··· MATERIAL ···
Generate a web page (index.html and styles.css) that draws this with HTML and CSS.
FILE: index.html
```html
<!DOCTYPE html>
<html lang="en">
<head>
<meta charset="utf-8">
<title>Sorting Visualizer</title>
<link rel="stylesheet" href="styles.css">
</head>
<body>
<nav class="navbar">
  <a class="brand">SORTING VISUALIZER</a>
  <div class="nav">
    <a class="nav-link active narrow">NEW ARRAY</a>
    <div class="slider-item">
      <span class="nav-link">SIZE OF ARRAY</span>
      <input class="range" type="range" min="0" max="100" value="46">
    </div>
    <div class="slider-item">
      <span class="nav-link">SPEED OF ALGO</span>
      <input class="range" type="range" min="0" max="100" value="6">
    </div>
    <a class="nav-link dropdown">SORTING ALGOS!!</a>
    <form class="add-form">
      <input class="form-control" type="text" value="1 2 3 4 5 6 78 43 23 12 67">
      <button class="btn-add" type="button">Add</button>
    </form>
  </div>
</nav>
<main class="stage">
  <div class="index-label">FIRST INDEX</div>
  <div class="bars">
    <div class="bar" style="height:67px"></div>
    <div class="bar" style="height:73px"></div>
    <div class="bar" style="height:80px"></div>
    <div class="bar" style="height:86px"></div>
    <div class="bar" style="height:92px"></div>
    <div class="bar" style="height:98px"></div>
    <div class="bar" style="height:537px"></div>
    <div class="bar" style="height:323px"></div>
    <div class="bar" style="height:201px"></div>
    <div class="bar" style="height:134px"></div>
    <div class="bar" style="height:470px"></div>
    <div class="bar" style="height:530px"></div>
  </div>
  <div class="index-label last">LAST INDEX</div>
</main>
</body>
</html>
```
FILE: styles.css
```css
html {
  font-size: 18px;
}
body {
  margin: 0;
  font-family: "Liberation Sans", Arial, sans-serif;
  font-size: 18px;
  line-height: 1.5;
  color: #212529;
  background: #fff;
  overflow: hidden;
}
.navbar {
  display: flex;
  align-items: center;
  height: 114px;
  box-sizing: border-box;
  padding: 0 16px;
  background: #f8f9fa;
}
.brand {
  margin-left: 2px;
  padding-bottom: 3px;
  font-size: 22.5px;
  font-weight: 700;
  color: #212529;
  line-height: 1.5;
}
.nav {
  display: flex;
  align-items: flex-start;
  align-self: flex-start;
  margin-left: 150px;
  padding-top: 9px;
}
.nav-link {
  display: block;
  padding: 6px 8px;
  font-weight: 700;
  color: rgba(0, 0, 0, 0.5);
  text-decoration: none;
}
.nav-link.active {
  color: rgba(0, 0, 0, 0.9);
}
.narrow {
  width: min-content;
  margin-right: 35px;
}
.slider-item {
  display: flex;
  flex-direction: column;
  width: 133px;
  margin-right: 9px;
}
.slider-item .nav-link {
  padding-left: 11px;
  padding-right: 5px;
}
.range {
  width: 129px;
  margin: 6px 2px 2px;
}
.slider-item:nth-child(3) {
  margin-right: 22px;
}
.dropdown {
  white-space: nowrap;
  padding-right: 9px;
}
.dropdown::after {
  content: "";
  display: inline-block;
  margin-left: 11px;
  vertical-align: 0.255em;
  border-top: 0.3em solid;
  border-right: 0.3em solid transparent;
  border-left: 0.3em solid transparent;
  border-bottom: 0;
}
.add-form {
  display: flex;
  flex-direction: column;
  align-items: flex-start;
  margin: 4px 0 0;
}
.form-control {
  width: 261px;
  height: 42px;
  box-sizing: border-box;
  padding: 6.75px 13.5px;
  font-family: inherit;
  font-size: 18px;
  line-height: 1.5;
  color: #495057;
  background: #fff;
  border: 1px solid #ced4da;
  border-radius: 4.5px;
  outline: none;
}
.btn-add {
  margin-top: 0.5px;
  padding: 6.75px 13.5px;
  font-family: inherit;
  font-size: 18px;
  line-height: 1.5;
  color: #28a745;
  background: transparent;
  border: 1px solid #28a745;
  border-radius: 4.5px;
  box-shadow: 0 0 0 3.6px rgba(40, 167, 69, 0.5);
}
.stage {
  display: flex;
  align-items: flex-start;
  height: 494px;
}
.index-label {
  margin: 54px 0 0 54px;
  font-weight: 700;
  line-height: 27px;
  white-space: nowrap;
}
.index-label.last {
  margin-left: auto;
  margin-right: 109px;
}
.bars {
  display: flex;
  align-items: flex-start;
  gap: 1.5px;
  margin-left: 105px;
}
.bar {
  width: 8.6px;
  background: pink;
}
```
···
WHAT TO DO: Recopy the whole listing exactly.

FULL RESPONSE:
Generate a web page (index.html and styles.css) that draws this with HTML and CSS.
FILE: index.html
```html
<!DOCTYPE html>
<html lang="en">
<head>
<meta charset="utf-8">
<title>Sorting Visualizer</title>
<link rel="stylesheet" href="styles.css">
</head>
<body>
<nav class="navbar">
  <a class="brand">SORTING VISUALIZER</a>
  <div class="nav">
    <a class="nav-link active narrow">NEW ARRAY</a>
    <div class="slider-item">
      <span class="nav-link">SIZE OF ARRAY</span>
      <input class="range" type="range" min="0" max="100" value="46">
    </div>
    <div class="slider-item">
      <span class="nav-link">SPEED OF ALGO</span>
      <input class="range" type="range" min="0" max="100" value="6">
    </div>
    <a class="nav-link dropdown">SORTING ALGOS!!</a>
    <form class="add-form">
      <input class="form-control" type="text" value="1 2 3 4 5 6 78 43 23 12 67">
      <button class="btn-add" type="button">Add</button>
    </form>
  </div>
</nav>
<main class="stage">
  <div class="index-label">FIRST INDEX</div>
  <div class="bars">
    <div class="bar" style="height:67px"></div>
    <div class="bar" style="height:73px"></div>
    <div class="bar" style="height:80px"></div>
    <div class="bar" style="height:86px"></div>
    <div class="bar" style="height:92px"></div>
    <div class="bar" style="height:98px"></div>
    <div class="bar" style="height:537px"></div>
    <div class="bar" style="height:323px"></div>
    <div class="bar" style="height:201px"></div>
    <div class="bar" style="height:134px"></div>
    <div class="bar" style="height:470px"></div>
    <div class="bar" style="height:530px"></div>
  </div>
  <div class="index-label last">LAST INDEX</div>
</main>
</body>
</html>
```
FILE: styles.css
```css
html {
  font-size: 18px;
}
body {
  margin: 0;
  font-family: "Liberation Sans", Arial, sans-serif;
  font-size: 18px;
  line-height: 1.5;
  color: #212529;
  background: #fff;
  overflow: hidden;
}
.navbar {
  display: flex;
  align-items: center;
  height: 114px;
  box-sizing: border-box;
  padding: 0 16px;
  background: #f8f9fa;
}
.brand {
  margin-left: 2px;
  padding-bottom: 3px;
  font-size: 22.5px;
  font-weight: 700;
  color: #212529;
  line-height: 1.5;
}
.nav {
  display: flex;
  align-items: flex-start;
  align-self: flex-start;
  margin-left: 150px;
  padding-top: 9px;
}
.nav-link {
  display: block;
  padding: 6px 8px;
  font-weight: 700;
  color: rgba(0, 0, 0, 0.5);
  text-decoration: none;
}
.nav-link.active {
  color: rgba(0, 0, 0, 0.9);
}
.narrow {
  width: min-content;
  margin-right: 35px;
}
.slider-item {
  display: flex;
  flex-direction: column;
  width: 133px;
  margin-right: 9px;
}
.slider-item .nav-link {
  padding-left: 11px;
  padding-right: 5px;
}
.range {
  width: 129px;
  margin: 6px 2px 2px;
}
.slider-item:nth-child(3) {
  margin-right: 22px;
}
.dropdown {
  white-space: nowrap;
  padding-right: 9px;
}
.dropdown::after {
  content: "";
  display: inline-block;
  margin-left: 11px;
  vertical-align: 0.255em;
  border-top: 0.3em solid;
  border-right: 0.3em solid transparent;
  border-left: 0.3em solid transparent;
  border-bottom: 0;
}
.add-form {
  display: flex;
  flex-direction: column;
  align-items: flex-start;
  margin: 4px 0 0;
}
.form-control {
  width: 261px;
  height: 42px;
  box-sizing: border-box;
  padding: 6.75px 13.5px;
  font-family: inherit;
  font-size: 18px;
  line-height: 1.5;
  color: #495057;
  background: #fff;
  border: 1px solid #ced4da;
  border-radius: 4.5px;
  outline: none;
}
.btn-add {
  margin-top: 0.5px;
  padding: 6.75px 13.5px;
  font-family: inherit;
  font-size: 18px;
  line-height: 1.5;
  color: #28a745;
  background: transparent;
  border: 1px solid #28a745;
  border-radius: 4.5px;
  box-shadow: 0 0 0 3.6px rgba(40, 167, 69, 0.5);
}
.stage {
  display: flex;
  align-items: flex-start;
  height: 494px;
}
.index-label {
  margin: 54px 0 0 54px;
  font-weight: 700;
  line-height: 27px;
  white-space: nowrap;
}
.index-label.last {
  margin-left: auto;
  margin-right: 109px;
}
.bars {
  display: flex;
  align-items: flex-start;
  gap: 1.5px;
  margin-left: 105px;
}
.bar {
  width: 8.6px;
  background: pink;
}
```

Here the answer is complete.